Their only instructions: To incorporate the Virginia star, an eight-point traditional quilt pattern, into their work and to use the same five colors.

“They could then interpret the quilt pattern any way they wanted,” Coward said.

The result, as described by Rose-Campell, is squares that are “so cohesive and yet they are all so different.”

Taken together, the finished product would have overwhelmed the gallery’s floor space, Coward said. So the panels hang above the gallery instead, with another painted floor cloth, with the star and all the artists’ names on it, covering the floor.

Other offerings for First Friday:
Mural painting at the Studio Gallery, also in the Lynchburg Community Market. Artist and owner Ariel Uniss Parker will be painting a mural during First Friday, one with a whimsical, sentimental view of the riverfront, since all her works have a historical connection.
It’s the second mural painted there during First Friday. The first one, done by artist Andrew Montgomery, has been finished.

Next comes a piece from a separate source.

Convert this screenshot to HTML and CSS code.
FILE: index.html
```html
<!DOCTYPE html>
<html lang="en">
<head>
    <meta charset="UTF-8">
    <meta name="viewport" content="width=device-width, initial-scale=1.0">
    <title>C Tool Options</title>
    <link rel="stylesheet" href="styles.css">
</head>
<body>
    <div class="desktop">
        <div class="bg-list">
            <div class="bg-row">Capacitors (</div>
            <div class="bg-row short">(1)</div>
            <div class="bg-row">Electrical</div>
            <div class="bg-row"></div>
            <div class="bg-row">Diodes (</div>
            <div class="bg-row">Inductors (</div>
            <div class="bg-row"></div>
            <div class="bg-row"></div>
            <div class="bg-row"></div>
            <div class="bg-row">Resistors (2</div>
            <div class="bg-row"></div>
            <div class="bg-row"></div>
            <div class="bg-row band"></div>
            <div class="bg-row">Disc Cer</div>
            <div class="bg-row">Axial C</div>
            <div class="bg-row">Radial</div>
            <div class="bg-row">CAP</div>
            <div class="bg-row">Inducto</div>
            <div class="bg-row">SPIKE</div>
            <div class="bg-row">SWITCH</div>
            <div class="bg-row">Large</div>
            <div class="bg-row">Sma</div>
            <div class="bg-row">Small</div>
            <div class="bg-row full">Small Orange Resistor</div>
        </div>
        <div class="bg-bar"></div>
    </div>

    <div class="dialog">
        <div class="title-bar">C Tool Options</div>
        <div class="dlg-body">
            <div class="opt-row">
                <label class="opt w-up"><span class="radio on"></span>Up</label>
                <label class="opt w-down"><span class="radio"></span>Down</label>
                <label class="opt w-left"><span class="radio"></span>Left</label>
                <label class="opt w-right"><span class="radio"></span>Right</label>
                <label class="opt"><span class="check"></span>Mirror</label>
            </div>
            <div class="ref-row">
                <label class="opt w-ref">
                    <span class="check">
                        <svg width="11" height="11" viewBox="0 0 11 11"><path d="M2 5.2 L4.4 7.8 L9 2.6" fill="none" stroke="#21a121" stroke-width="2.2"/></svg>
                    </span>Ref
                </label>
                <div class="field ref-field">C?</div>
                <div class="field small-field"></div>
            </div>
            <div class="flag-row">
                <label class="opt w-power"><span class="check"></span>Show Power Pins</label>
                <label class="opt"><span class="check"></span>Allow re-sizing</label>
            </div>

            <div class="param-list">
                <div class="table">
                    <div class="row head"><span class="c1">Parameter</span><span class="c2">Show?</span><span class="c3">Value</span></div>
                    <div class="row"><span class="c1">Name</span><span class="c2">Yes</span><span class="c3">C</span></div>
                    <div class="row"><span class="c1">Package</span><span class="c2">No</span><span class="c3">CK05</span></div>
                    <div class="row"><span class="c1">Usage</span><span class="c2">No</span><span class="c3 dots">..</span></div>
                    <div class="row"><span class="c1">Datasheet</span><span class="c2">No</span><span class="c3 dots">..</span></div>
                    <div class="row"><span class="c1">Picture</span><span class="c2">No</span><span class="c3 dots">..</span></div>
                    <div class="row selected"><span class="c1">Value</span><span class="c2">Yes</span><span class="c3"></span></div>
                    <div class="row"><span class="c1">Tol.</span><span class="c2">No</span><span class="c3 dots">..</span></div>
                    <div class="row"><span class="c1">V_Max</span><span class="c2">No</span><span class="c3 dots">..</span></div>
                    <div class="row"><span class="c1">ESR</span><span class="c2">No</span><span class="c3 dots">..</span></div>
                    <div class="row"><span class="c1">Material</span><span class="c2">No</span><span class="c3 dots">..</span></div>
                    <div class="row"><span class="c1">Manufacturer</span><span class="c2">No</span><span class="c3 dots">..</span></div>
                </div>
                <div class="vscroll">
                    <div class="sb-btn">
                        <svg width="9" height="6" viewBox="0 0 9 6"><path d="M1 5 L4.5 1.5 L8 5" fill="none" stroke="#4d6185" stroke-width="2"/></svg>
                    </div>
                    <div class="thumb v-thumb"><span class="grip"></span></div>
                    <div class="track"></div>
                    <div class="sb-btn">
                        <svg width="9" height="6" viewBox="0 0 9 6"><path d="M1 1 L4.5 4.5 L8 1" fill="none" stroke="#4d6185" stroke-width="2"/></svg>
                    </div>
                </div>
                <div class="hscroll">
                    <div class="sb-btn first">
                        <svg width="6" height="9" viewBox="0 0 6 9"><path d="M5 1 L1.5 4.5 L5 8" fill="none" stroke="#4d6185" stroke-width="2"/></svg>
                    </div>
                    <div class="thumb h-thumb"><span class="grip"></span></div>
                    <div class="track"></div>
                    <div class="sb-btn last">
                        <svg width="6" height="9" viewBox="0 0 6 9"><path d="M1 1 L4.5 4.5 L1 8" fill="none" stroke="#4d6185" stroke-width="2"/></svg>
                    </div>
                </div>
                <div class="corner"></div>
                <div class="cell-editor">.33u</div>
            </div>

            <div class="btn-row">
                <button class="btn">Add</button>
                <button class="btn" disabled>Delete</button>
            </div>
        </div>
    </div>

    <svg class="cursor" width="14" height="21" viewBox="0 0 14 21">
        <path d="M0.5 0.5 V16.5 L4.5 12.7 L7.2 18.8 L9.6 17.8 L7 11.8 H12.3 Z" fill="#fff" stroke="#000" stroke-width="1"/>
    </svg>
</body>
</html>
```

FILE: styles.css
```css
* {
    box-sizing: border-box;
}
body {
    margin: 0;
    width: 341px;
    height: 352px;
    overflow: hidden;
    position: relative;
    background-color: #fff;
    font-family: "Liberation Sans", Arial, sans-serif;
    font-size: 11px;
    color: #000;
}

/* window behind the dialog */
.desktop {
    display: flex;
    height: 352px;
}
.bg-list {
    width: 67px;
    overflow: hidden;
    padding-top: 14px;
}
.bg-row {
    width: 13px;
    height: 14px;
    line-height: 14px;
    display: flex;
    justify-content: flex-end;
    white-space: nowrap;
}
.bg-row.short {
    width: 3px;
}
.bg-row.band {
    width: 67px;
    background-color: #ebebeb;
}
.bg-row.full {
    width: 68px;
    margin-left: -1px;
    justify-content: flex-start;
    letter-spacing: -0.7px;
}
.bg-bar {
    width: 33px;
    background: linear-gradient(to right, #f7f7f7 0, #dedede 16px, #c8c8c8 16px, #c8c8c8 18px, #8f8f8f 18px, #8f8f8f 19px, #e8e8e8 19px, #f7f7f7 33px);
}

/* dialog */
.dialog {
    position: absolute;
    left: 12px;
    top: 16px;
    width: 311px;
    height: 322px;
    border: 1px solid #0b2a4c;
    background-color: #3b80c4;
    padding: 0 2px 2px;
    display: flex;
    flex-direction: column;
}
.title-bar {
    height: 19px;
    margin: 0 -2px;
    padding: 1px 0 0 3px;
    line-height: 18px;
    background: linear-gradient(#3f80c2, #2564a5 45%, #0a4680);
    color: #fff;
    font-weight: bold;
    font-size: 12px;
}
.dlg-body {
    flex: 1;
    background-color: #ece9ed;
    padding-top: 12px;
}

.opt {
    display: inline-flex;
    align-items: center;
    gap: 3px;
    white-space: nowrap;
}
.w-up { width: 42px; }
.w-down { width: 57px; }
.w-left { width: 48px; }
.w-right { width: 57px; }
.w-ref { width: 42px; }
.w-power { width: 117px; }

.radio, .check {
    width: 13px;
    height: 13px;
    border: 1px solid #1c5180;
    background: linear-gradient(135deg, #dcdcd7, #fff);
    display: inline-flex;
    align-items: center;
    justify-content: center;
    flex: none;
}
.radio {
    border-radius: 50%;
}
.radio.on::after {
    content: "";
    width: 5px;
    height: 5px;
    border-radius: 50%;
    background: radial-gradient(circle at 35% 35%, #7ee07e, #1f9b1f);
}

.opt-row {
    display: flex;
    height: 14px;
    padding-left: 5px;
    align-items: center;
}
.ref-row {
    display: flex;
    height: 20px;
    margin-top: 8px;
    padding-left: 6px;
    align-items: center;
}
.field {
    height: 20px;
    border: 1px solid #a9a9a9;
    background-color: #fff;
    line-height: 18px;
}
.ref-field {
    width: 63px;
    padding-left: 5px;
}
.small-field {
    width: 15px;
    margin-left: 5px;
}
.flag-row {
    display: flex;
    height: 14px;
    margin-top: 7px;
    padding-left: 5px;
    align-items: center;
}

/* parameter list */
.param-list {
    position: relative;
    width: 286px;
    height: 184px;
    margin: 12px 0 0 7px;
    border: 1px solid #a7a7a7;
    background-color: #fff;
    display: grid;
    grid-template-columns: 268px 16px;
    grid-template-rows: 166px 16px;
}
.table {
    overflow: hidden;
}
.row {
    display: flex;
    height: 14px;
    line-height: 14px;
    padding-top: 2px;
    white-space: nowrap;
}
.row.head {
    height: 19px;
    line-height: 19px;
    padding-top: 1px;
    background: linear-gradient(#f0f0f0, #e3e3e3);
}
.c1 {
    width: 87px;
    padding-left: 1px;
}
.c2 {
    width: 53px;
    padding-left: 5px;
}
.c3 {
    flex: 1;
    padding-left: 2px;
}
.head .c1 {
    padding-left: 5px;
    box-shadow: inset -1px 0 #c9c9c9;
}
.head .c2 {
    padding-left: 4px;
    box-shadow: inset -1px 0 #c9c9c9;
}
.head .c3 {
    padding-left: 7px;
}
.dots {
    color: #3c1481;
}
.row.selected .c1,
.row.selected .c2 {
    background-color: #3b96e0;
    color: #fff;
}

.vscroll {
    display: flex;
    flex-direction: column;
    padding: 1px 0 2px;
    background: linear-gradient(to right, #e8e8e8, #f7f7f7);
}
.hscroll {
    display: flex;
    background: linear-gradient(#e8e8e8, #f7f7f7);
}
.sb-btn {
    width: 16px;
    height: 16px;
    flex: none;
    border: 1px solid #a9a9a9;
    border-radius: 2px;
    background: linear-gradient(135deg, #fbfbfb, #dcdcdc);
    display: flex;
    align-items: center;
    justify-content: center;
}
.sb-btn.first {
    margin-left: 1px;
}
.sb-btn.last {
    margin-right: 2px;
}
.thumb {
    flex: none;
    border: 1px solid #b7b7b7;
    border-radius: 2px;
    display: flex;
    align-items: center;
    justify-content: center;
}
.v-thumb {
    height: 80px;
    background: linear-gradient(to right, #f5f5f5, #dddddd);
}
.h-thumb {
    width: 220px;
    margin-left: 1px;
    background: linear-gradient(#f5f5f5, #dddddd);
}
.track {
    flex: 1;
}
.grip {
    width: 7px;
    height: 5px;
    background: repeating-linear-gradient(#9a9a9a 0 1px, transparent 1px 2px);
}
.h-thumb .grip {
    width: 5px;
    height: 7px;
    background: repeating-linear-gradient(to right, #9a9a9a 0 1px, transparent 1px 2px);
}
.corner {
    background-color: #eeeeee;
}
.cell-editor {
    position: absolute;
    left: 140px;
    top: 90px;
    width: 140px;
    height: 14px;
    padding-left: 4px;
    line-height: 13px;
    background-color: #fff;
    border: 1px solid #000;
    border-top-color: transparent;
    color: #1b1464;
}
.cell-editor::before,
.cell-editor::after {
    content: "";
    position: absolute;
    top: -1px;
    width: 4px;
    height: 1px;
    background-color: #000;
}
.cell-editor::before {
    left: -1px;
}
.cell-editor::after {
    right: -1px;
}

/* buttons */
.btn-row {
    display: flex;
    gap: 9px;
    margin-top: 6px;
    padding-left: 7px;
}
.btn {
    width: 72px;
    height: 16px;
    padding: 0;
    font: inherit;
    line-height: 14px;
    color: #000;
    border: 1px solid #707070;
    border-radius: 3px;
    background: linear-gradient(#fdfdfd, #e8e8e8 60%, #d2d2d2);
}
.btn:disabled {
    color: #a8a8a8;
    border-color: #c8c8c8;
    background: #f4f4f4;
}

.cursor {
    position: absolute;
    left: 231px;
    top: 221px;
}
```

The Annual National Juried Art Exhibition at the Academy of Fine Arts opens with a reception scheduled for 5 to 7 p.m.
The exhibition features the work of 30 artists from nine states. The juror was George Billis of George Billis Gallery in New York.
The exhibition will be on display through April 25.
The Academy also has exhibitions at satellite locations. Bill Connelly’s oils will be on display through May at UBS; Solly Blank’s watercolors will hang at Faria’s Twin Oaks through April 9; and Mark Johnson’s oils will be on display at Magnolia Foods through April 26.

Glassblowing and jewelry making demonstration at Beeswax Candle Co. — An Artisan’s Gallery with Jonathan Baker, a Lynchburg native who has show his work internationally. The gallery will host a reception from 5 to 8 p.m.

The GLTC’s “Art Trolley” will run from 5-8 p.m. between the Academy of Fine Arts, Riverviews Artspace, the Beeswax Candle Co. – An Artisan’s Gallery, Hardwick’s in the Galleria, the Lynchburg Art Club, Avenue Arts Studio, Heritage Crafters Gallery & The Studio Gallery at Lynchburg Community Market, 921 Main Street Fine Art, Magnolia Foods, the Maier Museum and participating downtown restaurants.